| Exercise prompt |
Retype each line of the material exactly, please, skipping any picture in it.

• • • •

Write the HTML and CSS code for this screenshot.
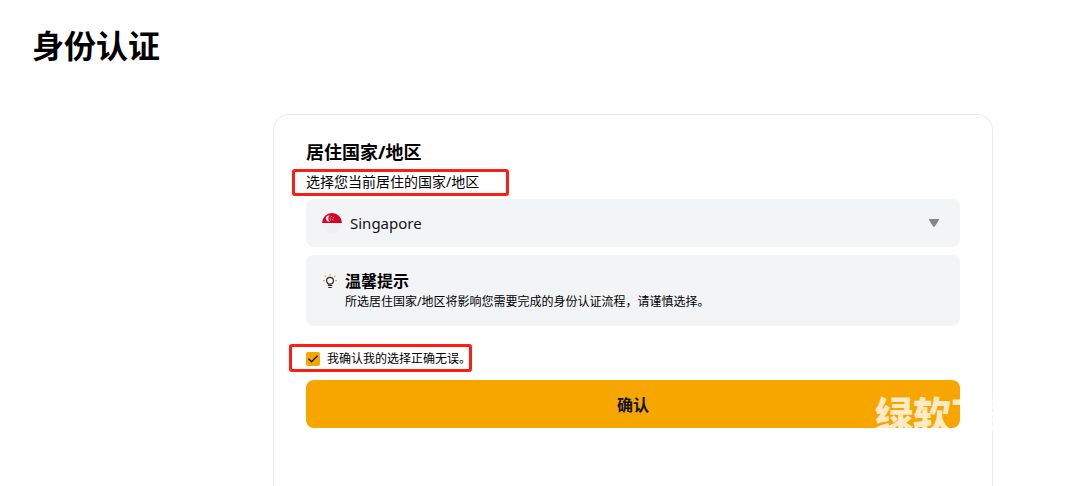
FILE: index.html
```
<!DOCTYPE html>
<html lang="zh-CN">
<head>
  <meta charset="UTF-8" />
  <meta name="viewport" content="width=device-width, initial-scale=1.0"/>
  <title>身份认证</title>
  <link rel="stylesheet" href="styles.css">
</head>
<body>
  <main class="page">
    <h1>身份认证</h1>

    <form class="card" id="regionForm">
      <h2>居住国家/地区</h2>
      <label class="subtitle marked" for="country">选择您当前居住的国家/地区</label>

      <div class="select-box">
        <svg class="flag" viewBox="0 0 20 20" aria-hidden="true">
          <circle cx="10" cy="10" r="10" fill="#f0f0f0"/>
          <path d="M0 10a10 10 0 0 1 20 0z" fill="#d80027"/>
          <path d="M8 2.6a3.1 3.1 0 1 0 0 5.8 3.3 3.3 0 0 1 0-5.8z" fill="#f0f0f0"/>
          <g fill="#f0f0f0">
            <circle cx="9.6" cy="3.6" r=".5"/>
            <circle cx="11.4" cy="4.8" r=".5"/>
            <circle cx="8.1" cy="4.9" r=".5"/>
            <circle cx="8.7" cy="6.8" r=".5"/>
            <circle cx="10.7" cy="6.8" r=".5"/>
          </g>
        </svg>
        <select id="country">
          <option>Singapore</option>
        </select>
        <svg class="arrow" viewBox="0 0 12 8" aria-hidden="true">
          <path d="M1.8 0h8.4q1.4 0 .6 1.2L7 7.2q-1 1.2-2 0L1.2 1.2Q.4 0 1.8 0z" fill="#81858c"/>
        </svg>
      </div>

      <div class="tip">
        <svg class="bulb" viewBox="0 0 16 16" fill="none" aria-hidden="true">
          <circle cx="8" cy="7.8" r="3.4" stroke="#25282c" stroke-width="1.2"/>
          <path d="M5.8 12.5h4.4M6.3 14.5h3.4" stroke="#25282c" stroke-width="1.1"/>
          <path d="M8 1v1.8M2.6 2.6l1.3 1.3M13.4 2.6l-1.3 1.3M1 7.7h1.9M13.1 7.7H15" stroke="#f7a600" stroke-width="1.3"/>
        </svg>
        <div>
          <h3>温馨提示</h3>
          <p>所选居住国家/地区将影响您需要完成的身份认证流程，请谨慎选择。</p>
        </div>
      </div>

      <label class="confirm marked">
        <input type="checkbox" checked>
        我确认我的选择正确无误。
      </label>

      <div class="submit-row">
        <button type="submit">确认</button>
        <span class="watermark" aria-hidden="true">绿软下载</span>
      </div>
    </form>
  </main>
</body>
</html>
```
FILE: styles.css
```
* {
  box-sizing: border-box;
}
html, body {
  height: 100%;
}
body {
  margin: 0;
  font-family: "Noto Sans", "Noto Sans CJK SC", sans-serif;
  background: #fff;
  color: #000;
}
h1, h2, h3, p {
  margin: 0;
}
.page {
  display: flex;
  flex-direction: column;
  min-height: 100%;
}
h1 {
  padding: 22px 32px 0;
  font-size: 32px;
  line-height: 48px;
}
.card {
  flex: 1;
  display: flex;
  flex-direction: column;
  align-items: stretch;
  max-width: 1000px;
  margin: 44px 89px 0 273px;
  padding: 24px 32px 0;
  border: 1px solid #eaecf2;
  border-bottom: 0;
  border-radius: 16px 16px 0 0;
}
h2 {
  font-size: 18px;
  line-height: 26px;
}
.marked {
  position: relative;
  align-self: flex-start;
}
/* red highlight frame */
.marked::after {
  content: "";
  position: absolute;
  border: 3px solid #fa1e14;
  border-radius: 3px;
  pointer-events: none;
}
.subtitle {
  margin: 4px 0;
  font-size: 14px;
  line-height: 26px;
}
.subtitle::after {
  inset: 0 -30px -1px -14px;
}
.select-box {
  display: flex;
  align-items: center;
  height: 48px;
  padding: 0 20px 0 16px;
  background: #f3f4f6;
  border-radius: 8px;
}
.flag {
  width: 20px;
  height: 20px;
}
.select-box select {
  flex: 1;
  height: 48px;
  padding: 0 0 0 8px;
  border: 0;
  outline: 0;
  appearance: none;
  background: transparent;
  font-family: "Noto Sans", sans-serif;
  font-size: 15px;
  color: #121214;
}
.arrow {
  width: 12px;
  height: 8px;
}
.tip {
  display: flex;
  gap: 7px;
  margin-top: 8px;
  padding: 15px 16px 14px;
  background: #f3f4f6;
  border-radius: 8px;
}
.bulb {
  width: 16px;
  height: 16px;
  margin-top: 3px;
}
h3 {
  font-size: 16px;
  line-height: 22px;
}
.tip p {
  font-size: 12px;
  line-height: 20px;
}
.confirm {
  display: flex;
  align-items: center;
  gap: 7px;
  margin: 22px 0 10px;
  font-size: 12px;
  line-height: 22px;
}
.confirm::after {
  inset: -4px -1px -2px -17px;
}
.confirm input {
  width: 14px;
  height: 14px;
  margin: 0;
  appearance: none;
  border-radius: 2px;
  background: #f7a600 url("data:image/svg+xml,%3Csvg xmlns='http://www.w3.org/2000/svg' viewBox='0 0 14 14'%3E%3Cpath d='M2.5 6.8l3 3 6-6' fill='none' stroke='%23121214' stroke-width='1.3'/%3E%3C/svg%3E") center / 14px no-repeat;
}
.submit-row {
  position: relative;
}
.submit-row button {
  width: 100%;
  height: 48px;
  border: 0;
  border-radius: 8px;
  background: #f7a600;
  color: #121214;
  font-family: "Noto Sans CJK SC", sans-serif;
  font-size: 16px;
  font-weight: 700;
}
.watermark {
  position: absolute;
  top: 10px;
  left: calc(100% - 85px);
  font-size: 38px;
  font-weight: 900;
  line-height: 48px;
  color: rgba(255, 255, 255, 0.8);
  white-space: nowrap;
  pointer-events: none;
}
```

• • • •

| Complete output |
Write the HTML and CSS code for this screenshot.
FILE: index.html
```
<!DOCTYPE html>
<html lang="zh-CN">
<head>
  <meta charset="UTF-8" />
  <meta name="viewport" content="width=device-width, initial-scale=1.0"/>
  <title>身份认证</title>
  <link rel="stylesheet" href="styles.css">
</head>
<body>
  <main class="page">
    <h1>身份认证</h1>

    <form class="card" id="regionForm">
      <h2>居住国家/地区</h2>
      <label class="subtitle marked" for="country">选择您当前居住的国家/地区</label>

      <div class="select-box">
        <svg class="flag" viewBox="0 0 20 20" aria-hidden="true">
          <circle cx="10" cy="10" r="10" fill="#f0f0f0"/>
          <path d="M0 10a10 10 0 0 1 20 0z" fill="#d80027"/>
          <path d="M8 2.6a3.1 3.1 0 1 0 0 5.8 3.3 3.3 0 0 1 0-5.8z" fill="#f0f0f0"/>
          <g fill="#f0f0f0">
            <circle cx="9.6" cy="3.6" r=".5"/>
            <circle cx="11.4" cy="4.8" r=".5"/>
            <circle cx="8.1" cy="4.9" r=".5"/>
            <circle cx="8.7" cy="6.8" r=".5"/>
            <circle cx="10.7" cy="6.8" r=".5"/>
          </g>
        </svg>
        <select id="country">
          <option>Singapore</option>
        </select>
        <svg class="arrow" viewBox="0 0 12 8" aria-hidden="true">
          <path d="M1.8 0h8.4q1.4 0 .6 1.2L7 7.2q-1 1.2-2 0L1.2 1.2Q.4 0 1.8 0z" fill="#81858c"/>
        </svg>
      </div>

      <div class="tip">
        <svg class="bulb" viewBox="0 0 16 16" fill="none" aria-hidden="true">
          <circle cx="8" cy="7.8" r="3.4" stroke="#25282c" stroke-width="1.2"/>
          <path d="M5.8 12.5h4.4M6.3 14.5h3.4" stroke="#25282c" stroke-width="1.1"/>
          <path d="M8 1v1.8M2.6 2.6l1.3 1.3M13.4 2.6l-1.3 1.3M1 7.7h1.9M13.1 7.7H15" stroke="#f7a600" stroke-width="1.3"/>
        </svg>
        <div>
          <h3>温馨提示</h3>
          <p>所选居住国家/地区将影响您需要完成的身份认证流程，请谨慎选择。</p>
        </div>
      </div>

      <label class="confirm marked">
        <input type="checkbox" checked>
        我确认我的选择正确无误。
      </label>

      <div class="submit-row">
        <button type="submit">确认</button>
        <span class="watermark" aria-hidden="true">绿软下载</span>
      </div>
    </form>
  </main>
</body>
</html>
```
FILE: styles.css
```
* {
  box-sizing: border-box;
}
html, body {
  height: 100%;
}
body {
  margin: 0;
  font-family: "Noto Sans", "Noto Sans CJK SC", sans-serif;
  background: #fff;
  color: #000;
}
h1, h2, h3, p {
  margin: 0;
}
.page {
  display: flex;
  flex-direction: column;
  min-height: 100%;
}
h1 {
  padding: 22px 32px 0;
  font-size: 32px;
  line-height: 48px;
}
.card {
  flex: 1;
  display: flex;
  flex-direction: column;
  align-items: stretch;
  max-width: 1000px;
  margin: 44px 89px 0 273px;
  padding: 24px 32px 0;
  border: 1px solid #eaecf2;
  border-bottom: 0;
  border-radius: 16px 16px 0 0;
}
h2 {
  font-size: 18px;
  line-height: 26px;
}
.marked {
  position: relative;
  align-self: flex-start;
}
/* red highlight frame */
.marked::after {
  content: "";
  position: absolute;
  border: 3px solid #fa1e14;
  border-radius: 3px;
  pointer-events: none;
}
.subtitle {
  margin: 4px 0;
  font-size: 14px;
  line-height: 26px;
}
.subtitle::after {
  inset: 0 -30px -1px -14px;
}
.select-box {
  display: flex;
  align-items: center;
  height: 48px;
  padding: 0 20px 0 16px;
  background: #f3f4f6;
  border-radius: 8px;
}
.flag {
  width: 20px;
  height: 20px;
}
.select-box select {
  flex: 1;
  height: 48px;
  padding: 0 0 0 8px;
  border: 0;
  outline: 0;
  appearance: none;
  background: transparent;
  font-family: "Noto Sans", sans-serif;
  font-size: 15px;
  color: #121214;
}
.arrow {
  width: 12px;
  height: 8px;
}
.tip {
  display: flex;
  gap: 7px;
  margin-top: 8px;
  padding: 15px 16px 14px;
  background: #f3f4f6;
  border-radius: 8px;
}
.bulb {
  width: 16px;
  height: 16px;
  margin-top: 3px;
}
h3 {
  font-size: 16px;
  line-height: 22px;
}
.tip p {
  font-size: 12px;
  line-height: 20px;
}
.confirm {
  display: flex;
  align-items: center;
  gap: 7px;
  margin: 22px 0 10px;
  font-size: 12px;
  line-height: 22px;
}
.confirm::after {
  inset: -4px -1px -2px -17px;
}
.confirm input {
  width: 14px;
  height: 14px;
  margin: 0;
  appearance: none;
  border-radius: 2px;
  background: #f7a600 url("data:image/svg+xml,%3Csvg xmlns='http://www.w3.org/2000/svg' viewBox='0 0 14 14'%3E%3Cpath d='M2.5 6.8l3 3 6-6' fill='none' stroke='%23121214' stroke-width='1.3'/%3E%3C/svg%3E") center / 14px no-repeat;
}
.submit-row {
  position: relative;
}
.submit-row button {
  width: 100%;
  height: 48px;
  border: 0;
  border-radius: 8px;
  background: #f7a600;
  color: #121214;
  font-family: "Noto Sans CJK SC", sans-serif;
  font-size: 16px;
  font-weight: 700;
}
.watermark {
  position: absolute;
  top: 10px;
  left: calc(100% - 85px);
  font-size: 38px;
  font-weight: 900;
  line-height: 48px;
  color: rgba(255, 255, 255, 0.8);
  white-space: nowrap;
  pointer-events: none;
}
```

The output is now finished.